La táctica fue culpar de la crisis económica a la apertura social, al progreso en todos los ámbitos civiles, que se había vivido desde los años 60. Vincularon el desplome de la economía con la conquista de los derechos cívicos. Dicho de otro modo: presentaron las libertades individuales como expresiones de una sociedad decadente. El peligro que hoy corremos en nuestro país es similar. Ya vemos a algunos que, en vez de lugar de hablar de Madoff, critican al mayo del 68. Y si la izquierda no hace comprender -¡rápido!- que la crisis es la traca final, el último eslabón de una larga etapa neoconservadora y neoliberal (dos cosas distintas, pero que suelen ir de la mano), la derecha propagará el mito de la patria recuperable, del país que se perdió y que hay que restaurar, de la vuelta al orden natural de las cosas. Un discurso emocional para clases medias huérfanas de referentes, que puede valer como descripción sencilla del caos y como receta frente a éste.
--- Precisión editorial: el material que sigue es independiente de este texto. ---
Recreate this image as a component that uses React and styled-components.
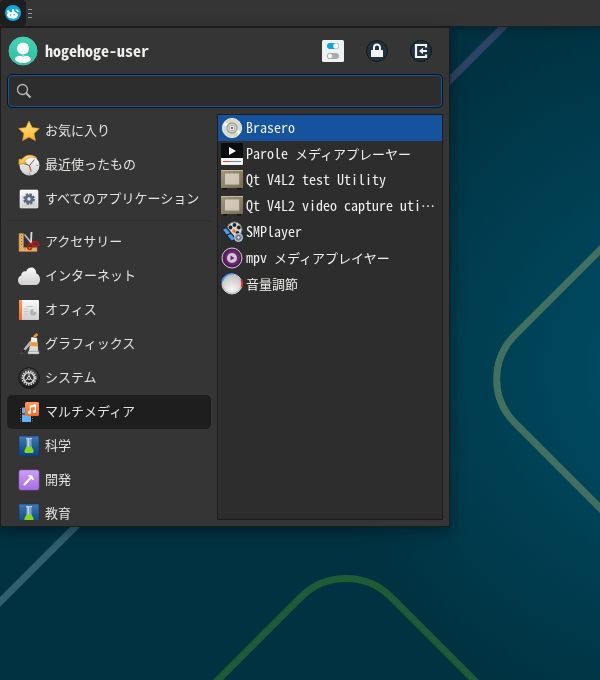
import React, { useState } from "react";
import styled, { createGlobalStyle } from "styled-components";

const mono = `"Noto Sans Mono CJK JP", "DejaVu Sans Mono", "Noto Sans CJK JP", monospace`;
const sans = `"Noto Sans CJK JP", "Noto Sans", sans-serif`;

const GlobalStyle = createGlobalStyle`
  *, *::before, *::after {
    box-sizing: border-box;
  }

  body {
    margin: 0;
    background: #003241;
    font-family: ${sans};
    font-size: 13px;
    color: #e2e2e0;
  }

  button, input {
    font: inherit;
    color: inherit;
    border: none;
    background: none;
    padding: 0;
    margin: 0;
  }

  svg {
    display: block;
    flex: none;
  }
`;

const Desktop = styled.main`
  min-height: 100vh;
  overflow: hidden;
`;

const Backdrop = styled.svg`
  position: fixed;
  inset: 0;
  width: 100%;
  height: 100%;
  z-index: -1;
`;

const Panel = styled.header`
  display: flex;
  align-items: center;
  height: 27px;
  background: #353535;
  border-bottom: 1px solid #1f1f1f;
  box-shadow: 0 2px 12px rgba(0, 0, 0, 0.3);
`;

const MenuButton = styled.button`
  display: grid;
  place-items: center;
  width: 26px;
  height: 26px;
  border-radius: 4px;
  background: #1e1e1e;
`;

const Handle = styled.span`
  display: grid;
  gap: 3px;
  margin-left: 2px;

  i {
    width: 4px;
    height: 1px;
    background: #999;
  }
`;

const Menu = styled.section`
  display: flex;
  flex-direction: column;
  gap: 6px;
  width: 75%;
  min-width: min(450px, 100%);
  height: calc(100vh - 180px);
  padding: 6px;
  background: #353535;
  border: 1px solid #1c1c1c;
  box-shadow: 0 4px 16px rgba(0, 0, 0, 0.4);
`;

const Profile = styled.div`
  display: flex;
  align-items: center;
  gap: 6px;
  height: 34px;
`;

const UserName = styled.h1`
  flex: 1;
  margin: 0;
  padding-bottom: 2px;
  font-family: ${mono};
  font-size: 16px;
  line-height: 24px;
  font-weight: bold;
  color: #f0f0ee;
`;

const Actions = styled.div`
  display: flex;
`;

const Action = styled.button`
  display: grid;
  place-items: center;
  width: 44px;
  height: 34px;
`;

const Search = styled.label`
  display: flex;
  align-items: center;
  gap: 6px;
  height: 34px;
  padding: 0 8px;
  background: #2d2d2d;
  border: 1px solid #0c1420;
  border-radius: 5px;
  box-shadow: inset 0 0 0 1px #1553a0;

  input {
    flex: 1;
    min-width: 0;
    outline: none;
  }
`;

const Columns = styled.div`
  flex: 1;
  min-height: 0;
  display: grid;
  grid-template-columns: 204px minmax(0, 1fr);
  gap: 6px;
`;

const Categories = styled.nav`
  overflow: hidden;
`;

const Category = styled.button`
  display: flex;
  align-items: center;
  gap: 5px;
  width: 100%;
  height: 34px;
  padding: 0 11px;
  border-radius: 5px;
  white-space: nowrap;
  background: ${(p) => (p.$active ? "#1e1e1e" : "transparent")};
`;

const CategoryName = styled.span`
  padding-bottom: 2px;
  line-height: 14px;
`;

const Divider = styled.hr`
  height: 1px;
  margin: 4px 0;
  border: none;
  background: #2c2c2c;
`;

const Apps = styled.div`
  background: #2d2d2d;
  border: 1px solid #1c1c1c;
  overflow: hidden;
`;

const AppRow = styled.button`
  display: flex;
  align-items: center;
  gap: 3px;
  width: 100%;
  height: 26px;
  padding: 0 4px 0 3px;
  text-align: left;
  color: #f0f0ee;
  background: ${(p) => (p.$active ? "#15539e" : "transparent")};
`;

const AppName = styled.span`
  min-width: 0;
  padding-bottom: 2px;
  overflow: hidden;
  white-space: nowrap;
  text-overflow: ellipsis;
  font-family: ${mono};
  font-size: 14px;
  line-height: 22px;
`;

const Kana = styled.span`
  font-family: ${sans};
  font-size: 13px;
`;

const Icon = ({ size = 22, children }) => (
  <svg width={size} height={size} viewBox={`0 0 ${size} ${size}`} aria-hidden="true">
    {children}
  </svg>
);

// shared gradients, referenced by id from every icon
const Defs = () => (
  <defs>
    <radialGradient id="sea" gradientUnits="userSpaceOnUse" cx="690" cy="370" r="370">
      <stop offset="0" stopColor="#00526d" />
      <stop offset="0.3" stopColor="#00475d" />
      <stop offset="1" stopColor="#003241" />
    </radialGradient>
    <linearGradient id="mint" x2="0" y2="1">
      <stop offset="0" stopColor="#43d6b5" />
      <stop offset="1" stopColor="#2bbd9e" />
    </linearGradient>
    <linearGradient id="gold" x2="0" y2="1">
      <stop offset="0" stopColor="#ffe27a" />
      <stop offset="1" stopColor="#f5b52e" />
    </linearGradient>
    <linearGradient id="paper" x2="0" y2="1">
      <stop offset="0" stopColor="#fafafa" />
      <stop offset="1" stopColor="#cfcfcf" />
    </linearGradient>
    <linearGradient id="coal" x2="0" y2="1">
      <stop offset="0" stopColor="#4a4a4a" />
      <stop offset="1" stopColor="#1c1c1c" />
    </linearGradient>
    <linearGradient id="orange" x2="0" y2="1">
      <stop offset="0" stopColor="#ff9a55" />
      <stop offset="1" stopColor="#ee6c2a" />
    </linearGradient>
    <linearGradient id="blue" x2="0" y2="1">
      <stop offset="0" stopColor="#3e78b4" />
      <stop offset="1" stopColor="#064488" />
    </linearGradient>
    <linearGradient id="violet" x2="0" y2="1">
      <stop offset="0" stopColor="#cd9ef7" />
      <stop offset="1" stopColor="#a56de2" />
    </linearGradient>
    <linearGradient id="beige" x2="1" y2="1">
      <stop offset="0" stopColor="#a39a7c" />
      <stop offset="1" stopColor="#746a52" />
    </linearGradient>
    <linearGradient id="screen" x2="1" y2="1">
      <stop offset="0" stopColor="#d6cfbe" />
      <stop offset="1" stopColor="#c9c1ae" />
    </linearGradient>
    <radialGradient id="knob" cx="0.5" cy="0.8" r="0.8">
      <stop offset="0" stopColor="#f6f6f6" />
      <stop offset="1" stopColor="#c2c2c2" />
    </radialGradient>
  </defs>
);

const Wallpaper = () => (
  <Backdrop viewBox="0 0 600 680" preserveAspectRatio="xMidYMid slice" aria-hidden="true">
    <Defs />
    <rect width="600" height="680" fill="url(#sea)" />
    <g fill="none" strokeWidth="7">
      <path d="M520 10 430 100" stroke="#2e4467" />
      <path d="M610 240 515 335a62 62 0 0 0 0 88l95 95" stroke="#42705f" />
      <path d="M208 690 301 597a64 64 0 0 1 90 0l93 93" stroke="#1d5c36" />
      <path d="M-10 612 90 512" stroke="#2d6170" />
    </g>
  </Backdrop>
);

const Mouse = () => (
  <Icon size={18}>
    <circle cx="9" cy="9" r="8" fill="#0aaae0" />
    <path d="M3 6.500 4.500 6l1.700 2.300L8 8V5.200L9.600 5l1.200 3 2.700 1.200.5 2.300-1.200 2.300-3 1L5 14 2.800 11.500 3.500 9.500Z" fill="#fff" />
    <path d="m11.500 5.200 2.300.6L15.500 8l-1.800-.3-1.500-1Z" fill="#fff" />
    <circle cx="6.500" cy="11" r=".7" fill="#0aaae0" />
    <circle cx="10" cy="10.800" r=".7" fill="#0aaae0" />
  </Icon>
);

const Avatar = () => (
  <Icon size={32}>
    <circle cx="16" cy="16" r="14" fill="url(#mint)" stroke="#48c9ac" />
    <circle cx="16" cy="13.500" r="6" fill="#fff" />
    <ellipse cx="16" cy="24" rx="8" ry="4" fill="#fff" />
    <path d="M9.500 19.500q6.500 3 13 0" fill="none" stroke="#35c6a7" strokeWidth="1" />
  </Icon>
);

const Settings = () => (
  <Icon>
    <rect width="22" height="22" rx="1.500" fill="#eff1f2" />
    <rect x="5" y="3" width="12" height="6" rx="3" fill="#0ba5dc" />
    <circle cx="14" cy="6" r="2.700" fill="#fff" stroke="#b5d5df" strokeWidth=".6" />
    <rect x="5" y="13" width="12" height="6" rx="3" fill="#a4adb1" />
    <circle cx="8" cy="16" r="2.700" fill="#f4f4f4" stroke="#8e979b" strokeWidth=".6" />
  </Icon>
);

const Lock = () => (
  <Icon>
    <circle cx="11" cy="11" r="10.500" fill="#22323c" stroke="#11191d" />
    <path d="M8 10V7.500a3 3 0 0 1 6 0V10" fill="none" stroke="#f2f2f2" strokeWidth="2" />
    <rect x="5" y="10" width="12" height="7" rx=".5" fill="#f2f2f2" />
  </Icon>
);

const Logout = () => (
  <Icon>
    <circle cx="11" cy="11" r="10.500" fill="#22323c" stroke="#11191d" />
    <path d="M16 7.500V5H6v12h10v-2.500" fill="none" stroke="#f2f2f2" strokeWidth="2.200" />
    <path d="m9 11 4-3.300V10h4v2h-4v2.300Z" fill="#f2f2f2" />
  </Icon>
);

const Magnifier = () => (
  <Icon size={16}>
    <circle cx="6.500" cy="6.500" r="5" fill="none" stroke="#b8b8b8" strokeWidth="1.300" />
    <path d="m10.300 10.300 4.200 4.200" stroke="#b8b8b8" strokeWidth="2" />
  </Icon>
);

const Star = () => (
  <Icon>
    <path d="m11 1 3.100 6.600 7.200.9-5.300 5 1.400 7.100L11 17.100l-6.400 3.500L6 13.500l-5.300-5 7.200-.9Z" fill="url(#gold)" stroke="#e8a52c" strokeWidth=".6" />
  </Icon>
);

const Recent = () => (
  <Icon>
    <circle cx="11.500" cy="11.500" r="10" fill="url(#paper)" />
    <path d="m5.500 9.500 6 2 5-6" fill="none" stroke="#555" strokeWidth=".9" />
    <path d="m11.500 11.500 1.500 6" stroke="#e8432e" strokeWidth="1.200" />
    <path d="M11.500 18.500v2M18.500 11.500h2" stroke="#999" />
    <path d="M19 4C14-.5 7.500.500 4.300 5.300L1 5l-.3 5.500 7.800-1.200-2-2.300C9 3.500 13.500 2.200 19 4Z" fill="url(#gold)" stroke="#b98518" strokeWidth=".6" />
  </Icon>
);

const AllApps = () => (
  <Icon>
    <rect x="2" y="2" width="18" height="18" rx="1" fill="url(#paper)" stroke="#fff" strokeWidth=".6" />
    <circle cx="11" cy="11" r="4.700" fill="none" stroke="#566882" strokeWidth="2.400" strokeDasharray="2.200 1.490" />
    <circle cx="11" cy="11" r="3.200" fill="none" stroke="#566882" strokeWidth="2.800" />
  </Icon>
);

const Accessories = () => (
  <Icon>
    <path d="M1 2.500h4.500v14H19v4H1Z" fill="#e3ae66" stroke="#b57d36" strokeWidth=".7" />
    <path d="M3.500 4v1m0 2v1m0 2v1m0 2v1m3 4h1m2 0h1m2 0h1" stroke="#9a6d31" />
    <path d="m6.500 3.500 6.500 8" stroke="#bfbfbf" strokeWidth="1.600" />
    <path d="M13.500 1 13 12" stroke="#dcdcdc" strokeWidth="1.800" />
    <ellipse cx="12" cy="15.500" rx="2" ry="3" transform="rotate(15 12 15.500)" fill="none" stroke="#c81414" strokeWidth="1.500" />
    <ellipse cx="17.500" cy="12.800" rx="3.400" ry="2" transform="rotate(20 17.500 12.800)" fill="none" stroke="#c81414" strokeWidth="1.500" />
  </Icon>
);

const Cloud = () => (
  <Icon>
    <path d="M5 20C1.500 20 0 17.800 0 15.200c0-2.600 1.600-4.300 3.300-4.800C3 7.500 6 5.500 8.200 6.500 9.500 1 18.300.500 18.300 8.500 21 9.500 22 12 22 14.500c0 3.500-2 5.500-5 5.500Z" fill="url(#paper)" />
  </Icon>
);

const Office = () => (
  <Icon>
    <rect x="1" y="1" width="20" height="20" rx="1" fill="url(#paper)" />
    <path d="M1 1h3v20H1Z" fill="url(#orange)" />
    <path d="M8 7.500h7M5.500 10h5M5.500 12.500h5M5.500 15h5" stroke="#c8c8c8" />
    <path d="M15.500 10v3h3a3.300 3.300 0 1 1-3-3Z" fill="#b5b5b5" />
  </Icon>
);

const Graphics = () => (
  <Icon>
    <path d="M1 21q3-1 4.500-5L12 8l2 2-6.500 7.500Q5 21 1 21Z" fill="#b5b5b5" />
    <path d="M1 21q3-1 4.500-5l2 1.500Q5 21 1 21Z" fill="#222" />
    <path d="m13.500 4 5.500 1 1.500 15h-10Z" fill="url(#paper)" />
    <path d="m12.800 9 6.700.5.400 4-7.800-.5Z" fill="#ee9a32" />
    <path d="m16 4 3.500-3" stroke="#e7962f" strokeWidth="2.500" />
    <path d="M10 18.500h11V21H10Z" fill="#ddd" stroke="#888" strokeWidth=".5" />
  </Icon>
);

const System = () => (
  <Icon>
    <circle cx="11" cy="11" r="10.300" fill="url(#coal)" stroke="#171717" />
    <circle cx="11" cy="11" r="6.700" fill="none" stroke="#e5e5e5" strokeWidth="1.600" strokeDasharray="1.400 1.100" />
    <circle cx="11" cy="11" r="5.300" fill="none" stroke="#e5e5e5" strokeWidth="1.300" />
    <circle cx="11" cy="11" r="1.500" fill="#333" stroke="#e5e5e5" />
    <path d="M11 6v4m-4.300 3.700 3-2m5.600 2-3-2" stroke="#e5e5e5" />
  </Icon>
);

const Multimedia = () => (
  <Icon>
    <rect x="1" y="6" width="15" height="15" fill="#151515" />
    <path d="M2.500 7v14M14.500 7v14" stroke="#777" strokeWidth="1.300" strokeDasharray="1 1.500" />
    <path d="M4 6.500h9v6H4Zm0 7h9V21H4Z" fill="#62b4f6" />
    <rect x="7" y="1" width="14" height="14" rx="1.500" fill="url(#orange)" />
    <path d="M12.300 11.500V5l5-1v6.500M12.300 6.200l5-1" fill="none" stroke="#fff" strokeWidth="1.200" />
    <circle cx="11.400" cy="11.500" r="1.500" fill="#fff" />
    <circle cx="16.400" cy="10.500" r="1.500" fill="#fff" />
  </Icon>
);

const Flask = () => (
  <Icon>
    <rect x="1" y="1" width="20" height="20" rx=".5" fill="url(#blue)" stroke="#143358" strokeWidth=".6" />
    <path d="M8.500 4h5v8l1.500 4v2H7v-2l1.500-4Z" fill="#7fa3bd" />
    <path d="M9.500 4h1.500v8H9.500Z" fill="#bdd3df" />
    <path d="M8.500 11.500h5l2 4q.5 2.500-2 2.500h-5q-2.500 0-2-2.500Z" fill="#86d913" />
    <path d="M8 3.700h6" stroke="#d3e2eb" />
  </Icon>
);

const Hammer = () => (
  <Icon>
    <rect x="1" y="1" width="20" height="20" rx="2" fill="url(#violet)" stroke="#8a5cbf" strokeWidth=".6" />
    <path d="m6.500 15.500 7-7.500" stroke="#fff" strokeWidth="2" strokeLinecap="round" />
    <path d="M9.500 6.500q3-1.300 5 .5l1.500 3.200-1.300 1-3.700-3.900Z" fill="#fff" />
  </Icon>
);

const Disc = () => (
  <Icon>
    <circle cx="11" cy="11" r="9.600" fill="#d9d9d3" stroke="#f0f0ea" />
    <path d="M11 11 6 3.500A9 9 0 0 1 9 2.300ZM11 11l5 7.500a9 9 0 0 1-3 1.200Z" fill="#e6da7a" />
    <path d="M11 11 2.500 8A9 9 0 0 1 4.500 5ZM11 11l8.500 3a9 9 0 0 1-2 3Z" fill="#f8f8f8" />
    <circle cx="11" cy="11" r="5" fill="#d0d0c8" stroke="#a5a595" strokeWidth="1.300" />
    <circle cx="11" cy="11" r="2.700" fill="#fff" stroke="#b5b5b5" />
    <circle cx="11" cy="11" r="1.300" fill="#63738b" />
  </Icon>
);

const Parole = () => (
  <Icon>
    <rect width="22" height="22" rx="1" fill="#080d10" />
    <path d="M0 15h22v6q0 1-1 1H1q-1 0-1-1Z" fill="#f2f3f3" />
    <path d="M8 4v8l7-4Z" fill="#fff" />
    <path d="M2 18.500h18" stroke="#76868e" />
    <path d="M2 18.500h7" stroke="#e44b28" />
  </Icon>
);

const Television = () => (
  <Icon>
    <path d="M2 19h4v1.500H2Zm14 0h4v1.500h-4Z" fill="#16140f" />
    <rect y="1" width="22" height="18" rx=".5" fill="url(#beige)" />
    <path d="M0 1.500h22" stroke="#c5bda0" />
    <rect x="3.500" y="4" width="15" height="12" rx="1" fill="url(#screen)" stroke="#928971" />
  </Icon>
);

const Reel = () => (
  <Icon>
    <circle cx="13.500" cy="8.500" r="7.500" fill="#d6d6d6" stroke="#777" />
    <g fill="#232323">
      <circle cx="13.500" cy="4" r="1.900" />
      <circle cx="9.500" cy="6.500" r="1.900" />
      <circle cx="17.800" cy="6.500" r="1.900" />
      <circle cx="16.500" cy="12" r="1.900" />
    </g>
    <path d="m0 8 5.500-2.500L16 18.500 10 21Z" fill="#1b2838" />
    <path d="m2 8.500 3-1.200L9 12l-3.300 1.500Zm4.500 6L10 13l4 5-3.300 1.500Z" fill="#4d9de6" />
    <circle cx="13" cy="10" r="1.700" fill="#ef7422" />
    <circle cx="17.500" cy="16.500" r="4" fill="#8692ae" stroke="#c9cedb" />
    <circle cx="17.500" cy="16.500" r="1.800" fill="#dfe3ec" stroke="#56617a" />
  </Icon>
);

const Mpv = () => (
  <Icon>
    <circle cx="11" cy="11" r="10" fill="#4f1c57" stroke="#d7c5da" />
    <circle cx="11.500" cy="10.500" r="7.500" fill="#672b6d" />
    <circle cx="11" cy="11" r="5" fill="#d5c6d8" />
    <path d="M9.500 8.500v5l4-2.500Z" fill="#672b6d" />
  </Icon>
);

const Volume = () => (
  <Icon>
    <circle cx="11" cy="11" r="10" fill="#bdbdbd" stroke="#ccc" />
    <path d="M1 8.500A10.300 10.300 0 0 1 13 1" fill="none" stroke="#3f92e8" strokeWidth="1.500" />
    <path d="M20.500 7q1.300 4 0 7" fill="none" stroke="#ec2626" strokeWidth="2" />
    <circle cx="11" cy="11" r="9" fill="url(#knob)" />
  </Icon>
);

const shortcuts = [
  { label: "お気に入り", Glyph: Star },
  { label: "最近使ったもの", Glyph: Recent },
  { label: "すべてのアプリケーション", Glyph: AllApps },
];

const categories = [
  { label: "アクセサリー", Glyph: Accessories },
  { label: "インターネット", Glyph: Cloud },
  { label: "オフィス", Glyph: Office },
  { label: "グラフィックス", Glyph: Graphics },
  { label: "システム", Glyph: System },
  { label: "マルチメディア", Glyph: Multimedia },
  { label: "科学", Glyph: Flask },
  { label: "開発", Glyph: Hammer },
  { label: "教育", Glyph: Flask },
];

const apps = [
  { name: "Brasero", Glyph: Disc },
  { name: "Parole ", kana: "メディアプレーヤー", Glyph: Parole },
  { name: "Qt V4L2 test Utility", Glyph: Television },
  { name: "Qt V4L2 video capture utility", Glyph: Television },
  { name: "SMPlayer", Glyph: Reel },
  { name: "mpv ", kana: "メディアプレイヤー", Glyph: Mpv },
  { name: "", kana: "音量調節", Glyph: Volume },
];

export default function App() {
  const [category, setCategory] = useState("マルチメディア");
  const [selected, setSelected] = useState(0);

  const renderCategory = ({ label, Glyph }) => (
    <Category key={label} $active={label === category} onClick={() => setCategory(label)}>
      <Glyph />
      <CategoryName>{label}</CategoryName>
    </Category>
  );

  return (
    <>
      <GlobalStyle />
      <Desktop>
        <Wallpaper />
        <Panel>
          <MenuButton aria-label="メニュー">
            <Mouse />
          </MenuButton>
          <Handle>
            <i />
            <i />
            <i />
          </Handle>
        </Panel>
        <Menu>
          <Profile>
            <Avatar />
            <UserName>hogehoge-user</UserName>
            <Actions>
              <Action aria-label="設定">
                <Settings />
              </Action>
              <Action aria-label="ロック">
                <Lock />
              </Action>
              <Action aria-label="ログアウト">
                <Logout />
              </Action>
            </Actions>
          </Profile>
          <Search>
            <Magnifier />
            <input type="text" aria-label="検索" />
          </Search>
          <Columns>
            <Categories>
              {shortcuts.map(renderCategory)}
              <Divider />
              {categories.map(renderCategory)}
            </Categories>
            <Apps>
              {apps.map(({ name, kana, Glyph }, i) => (
                <AppRow key={name + kana} $active={i === selected} onClick={() => setSelected(i)}>
                  <Glyph />
                  <AppName>
                    {name}
                    {kana && <Kana>{kana}</Kana>}
                  </AppName>
                </AppRow>
              ))}
            </Apps>
          </Columns>
        </Menu>
      </Desktop>
    </>
  );
}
Es cierto que hoy tienen difícil repetir aquella operación ideológica. Los gigantes financieros han caído como dogmas. Madoff es una metáfora de todo lo anterior: el declive del capitalismo del capitalismo, del dinero que se vende a sí mismo, de la plusvalía sin origen y la expectativa convertida en producto, sin certificado de retorno. Marx no hubiese concebido peor pesadilla. Pero sí Milton Friedman y sus discípulos. Y aquí tenemos la tragedia, representada en toda su magnitud.

Pero hoy no pueden volver a salirse con la suya. No hay que cambiar de sistema –como nos quieren hacer creer Carlos Taibo y cierta izquierda extrema-, sino al sistema, en sí mismo. De cabo a rabo, es cierto. Y hay que empezar por identificar a los “autores intelectuales” de esta crisis, y ponerlos donde se merecen.